How to know if breaking up right

iVillage Member
Registered: 04-07-2004
How to know if breaking up right
2
Tue, 10-04-2005 - 12:00pm
Dear everyone,
Just three weeks ago I broke up with my girlfriend of 3 years - my decision - but one that I agonized over for weeks before hand. We'd had problems for a while and I'd thought of ending it, then I was away for a couple of months and we only argued the whole time over the phone and drifted further apart. Then when I got back we tried for a few weeks to keep it going but my heart wasn't in it. So I finished it.
Problem is I find it hard to let go and move on. I feel guilty for not having given it a better try. My girlfriend now knows the things that were bothering me and she wants to work at it. Now I miss her and miss the good times and yes, stupidly we have started having contact again already. But, in a few weeks I also have to go away again and this time for over 4 months and think there is no way of getting back to the stage where our relationship can survive this distance before I go.
Everybody keeps telling me it is normal to have all these doubts, that I did the right thing breaking up and that "time will tell if it is the right decision" - but what does that mean? For me it means I can't shut my mind off to the possibility that we will get back together in the future. I don't want to keep her hanging on with false hope that we will and I see no real chance that we can do, at least until I come back - then by the way, I won't have to go away again - and no I'm not going to prison - it is a work thing!
So, I feel we need to say - this is it and move on with our lives, see where we are when I come back and if we feel like getting back together but I am worried that one of us will be able to move on and the other won't. DOES THIS MAKE SENSE? Am I going mad?
iVillage Member
Registered: 09-01-2005
Tue, 10-04-2005 - 1:26pm
It sounds like you just need a break. And it does make sense. It is so hard to sort out your feelings after a break-up and especially if you're still in contact (whatever sort of contact that may be). Things happen for a reason and maybe this next 4 month trip is happening at the right time. It will give both of you a chance to learn from the past and improve yourselves for the future, whether you end up together or not.
iVillage Member
Registered: 10-16-2003
Tue, 10-04-2005 - 7:09pm

I agree. This break has come at the right time. You both do need some time-off to think about different things, and learn and realize what you both have to. If one moves on, and the other does not, then accept it. I know, it is hard, but life is never still. Things are always changing. You are missing the good times, and feeling bad about what happened..and it is normal. But this does not mean that once you both get back together, the issues will go away.

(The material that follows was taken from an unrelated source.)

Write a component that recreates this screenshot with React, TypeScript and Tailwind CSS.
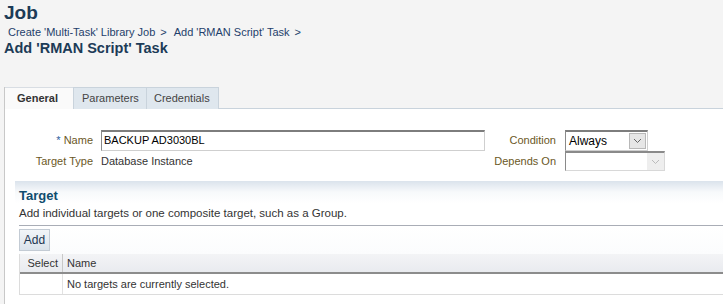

The issues will remain until you both learn to work at it "together". Yes, it is better to not keep her hanging.

If both are willing and really, really want it to work out, then you both could try staying in touch and do the best you can. But are you both ready and willing to do that?
No one should be feeling pressured here.

I still stick with the idea of a break, with no contact and no expectations. After going through so much turmoil, we all need some solid time-off.